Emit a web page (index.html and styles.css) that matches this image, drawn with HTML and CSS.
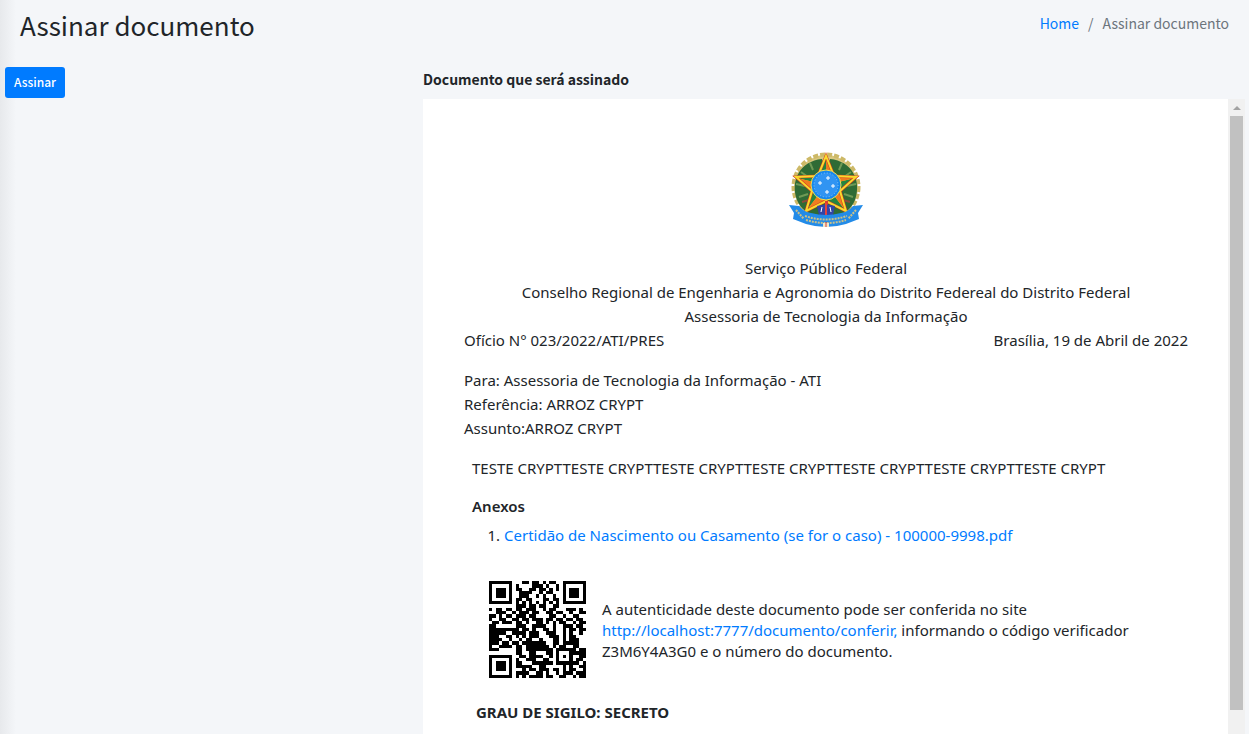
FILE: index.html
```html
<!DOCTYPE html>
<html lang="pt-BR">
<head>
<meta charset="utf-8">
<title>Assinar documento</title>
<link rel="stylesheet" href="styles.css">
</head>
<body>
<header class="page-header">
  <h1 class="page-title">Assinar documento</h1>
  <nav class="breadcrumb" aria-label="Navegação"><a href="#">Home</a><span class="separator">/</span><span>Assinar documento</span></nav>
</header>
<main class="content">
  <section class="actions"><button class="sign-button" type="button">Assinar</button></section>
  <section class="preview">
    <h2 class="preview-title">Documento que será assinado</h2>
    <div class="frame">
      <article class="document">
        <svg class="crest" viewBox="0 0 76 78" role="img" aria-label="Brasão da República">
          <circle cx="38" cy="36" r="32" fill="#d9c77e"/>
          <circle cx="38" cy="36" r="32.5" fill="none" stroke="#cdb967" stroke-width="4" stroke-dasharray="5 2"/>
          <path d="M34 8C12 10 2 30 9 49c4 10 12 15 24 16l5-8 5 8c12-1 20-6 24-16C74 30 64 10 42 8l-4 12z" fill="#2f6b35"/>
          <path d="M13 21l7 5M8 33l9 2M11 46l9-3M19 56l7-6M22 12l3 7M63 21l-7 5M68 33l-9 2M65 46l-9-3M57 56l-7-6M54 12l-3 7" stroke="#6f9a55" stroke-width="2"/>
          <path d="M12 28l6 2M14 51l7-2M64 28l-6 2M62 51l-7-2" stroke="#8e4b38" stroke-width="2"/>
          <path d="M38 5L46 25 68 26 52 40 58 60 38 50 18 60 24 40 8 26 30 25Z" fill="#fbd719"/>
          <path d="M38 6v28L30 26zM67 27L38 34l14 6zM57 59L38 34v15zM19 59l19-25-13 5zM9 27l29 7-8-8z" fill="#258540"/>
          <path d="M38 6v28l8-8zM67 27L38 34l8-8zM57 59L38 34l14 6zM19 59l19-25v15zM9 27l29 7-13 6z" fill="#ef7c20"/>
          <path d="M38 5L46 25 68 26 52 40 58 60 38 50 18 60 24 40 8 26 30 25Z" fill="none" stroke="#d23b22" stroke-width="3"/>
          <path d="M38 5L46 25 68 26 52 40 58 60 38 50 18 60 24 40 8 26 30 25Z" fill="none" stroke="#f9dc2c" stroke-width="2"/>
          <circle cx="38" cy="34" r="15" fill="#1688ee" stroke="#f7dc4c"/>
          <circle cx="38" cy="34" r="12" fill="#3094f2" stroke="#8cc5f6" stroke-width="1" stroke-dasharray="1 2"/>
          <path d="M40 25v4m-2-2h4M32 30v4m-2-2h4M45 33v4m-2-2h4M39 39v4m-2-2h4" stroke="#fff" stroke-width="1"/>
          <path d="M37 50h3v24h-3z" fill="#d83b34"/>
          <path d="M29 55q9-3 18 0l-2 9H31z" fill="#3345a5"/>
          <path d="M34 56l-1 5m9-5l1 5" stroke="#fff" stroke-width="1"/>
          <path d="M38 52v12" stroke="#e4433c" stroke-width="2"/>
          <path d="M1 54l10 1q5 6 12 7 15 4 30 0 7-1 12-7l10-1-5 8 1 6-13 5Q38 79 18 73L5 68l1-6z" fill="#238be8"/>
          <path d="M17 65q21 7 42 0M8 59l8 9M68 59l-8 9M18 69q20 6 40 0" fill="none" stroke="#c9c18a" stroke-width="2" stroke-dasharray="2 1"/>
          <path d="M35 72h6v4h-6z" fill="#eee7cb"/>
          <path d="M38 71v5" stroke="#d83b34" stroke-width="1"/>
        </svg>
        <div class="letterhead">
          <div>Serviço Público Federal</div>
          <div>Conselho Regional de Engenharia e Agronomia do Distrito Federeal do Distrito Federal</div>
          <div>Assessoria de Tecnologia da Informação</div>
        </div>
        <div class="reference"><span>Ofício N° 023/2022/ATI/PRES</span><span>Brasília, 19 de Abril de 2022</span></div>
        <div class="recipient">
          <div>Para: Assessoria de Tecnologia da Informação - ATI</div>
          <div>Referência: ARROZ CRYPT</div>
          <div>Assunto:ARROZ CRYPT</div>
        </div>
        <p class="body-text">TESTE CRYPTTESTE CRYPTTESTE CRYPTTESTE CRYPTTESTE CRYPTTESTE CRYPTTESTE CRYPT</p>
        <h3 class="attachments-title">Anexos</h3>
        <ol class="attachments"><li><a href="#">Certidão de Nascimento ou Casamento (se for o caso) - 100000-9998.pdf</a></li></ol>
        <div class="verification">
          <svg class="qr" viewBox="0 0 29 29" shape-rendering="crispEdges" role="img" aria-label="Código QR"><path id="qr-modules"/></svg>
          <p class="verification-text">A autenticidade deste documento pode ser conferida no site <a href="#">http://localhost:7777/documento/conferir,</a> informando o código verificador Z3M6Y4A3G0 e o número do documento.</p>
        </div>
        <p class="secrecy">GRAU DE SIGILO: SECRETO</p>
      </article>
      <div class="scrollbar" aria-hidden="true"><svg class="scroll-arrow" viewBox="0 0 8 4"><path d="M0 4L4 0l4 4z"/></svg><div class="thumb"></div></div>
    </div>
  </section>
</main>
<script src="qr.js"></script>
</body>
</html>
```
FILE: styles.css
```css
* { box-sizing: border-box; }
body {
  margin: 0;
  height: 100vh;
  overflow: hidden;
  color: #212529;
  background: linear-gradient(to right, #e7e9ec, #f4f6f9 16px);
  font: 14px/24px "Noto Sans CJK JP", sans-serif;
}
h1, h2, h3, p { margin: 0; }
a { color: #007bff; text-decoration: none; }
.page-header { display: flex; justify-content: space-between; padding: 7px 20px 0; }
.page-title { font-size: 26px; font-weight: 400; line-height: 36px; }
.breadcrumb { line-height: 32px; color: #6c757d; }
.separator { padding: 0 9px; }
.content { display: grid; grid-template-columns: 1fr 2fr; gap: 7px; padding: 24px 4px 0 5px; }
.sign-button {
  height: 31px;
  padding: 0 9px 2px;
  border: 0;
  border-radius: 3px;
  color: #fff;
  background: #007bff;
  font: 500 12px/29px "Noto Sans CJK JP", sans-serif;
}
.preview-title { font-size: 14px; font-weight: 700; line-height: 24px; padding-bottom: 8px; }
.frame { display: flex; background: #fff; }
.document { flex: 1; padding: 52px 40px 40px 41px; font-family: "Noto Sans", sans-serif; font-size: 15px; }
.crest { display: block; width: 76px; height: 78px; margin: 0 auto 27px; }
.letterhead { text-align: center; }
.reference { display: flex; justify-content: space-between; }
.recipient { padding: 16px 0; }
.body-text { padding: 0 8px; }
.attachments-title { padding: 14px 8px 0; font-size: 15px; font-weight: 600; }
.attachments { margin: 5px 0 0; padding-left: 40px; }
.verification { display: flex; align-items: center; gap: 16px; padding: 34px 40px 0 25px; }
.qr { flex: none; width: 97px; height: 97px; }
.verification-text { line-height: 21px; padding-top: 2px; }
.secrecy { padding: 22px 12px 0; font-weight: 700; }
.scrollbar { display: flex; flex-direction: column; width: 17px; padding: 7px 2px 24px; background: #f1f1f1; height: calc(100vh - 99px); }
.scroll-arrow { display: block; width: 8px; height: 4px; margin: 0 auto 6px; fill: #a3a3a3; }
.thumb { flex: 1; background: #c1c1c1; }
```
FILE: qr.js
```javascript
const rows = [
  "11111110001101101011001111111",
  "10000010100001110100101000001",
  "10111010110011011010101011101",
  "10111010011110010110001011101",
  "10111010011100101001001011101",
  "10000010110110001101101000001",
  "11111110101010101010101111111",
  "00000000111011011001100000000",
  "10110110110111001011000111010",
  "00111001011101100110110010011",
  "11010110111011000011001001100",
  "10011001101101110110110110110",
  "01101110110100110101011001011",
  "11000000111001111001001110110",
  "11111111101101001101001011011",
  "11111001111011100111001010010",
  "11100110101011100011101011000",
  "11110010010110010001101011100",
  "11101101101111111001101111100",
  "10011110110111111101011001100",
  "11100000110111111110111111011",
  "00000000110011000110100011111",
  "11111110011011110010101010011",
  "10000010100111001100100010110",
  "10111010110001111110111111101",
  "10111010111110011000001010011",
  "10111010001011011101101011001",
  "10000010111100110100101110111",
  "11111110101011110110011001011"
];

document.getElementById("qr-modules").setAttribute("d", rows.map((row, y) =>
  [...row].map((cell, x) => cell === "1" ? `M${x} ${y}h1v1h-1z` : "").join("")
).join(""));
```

........

Whenever "index" turns up in a line, pick that line out.

Emit a web page (index.html and styles.css) that matches this image, drawn with HTML and CSS.
FILE: index.html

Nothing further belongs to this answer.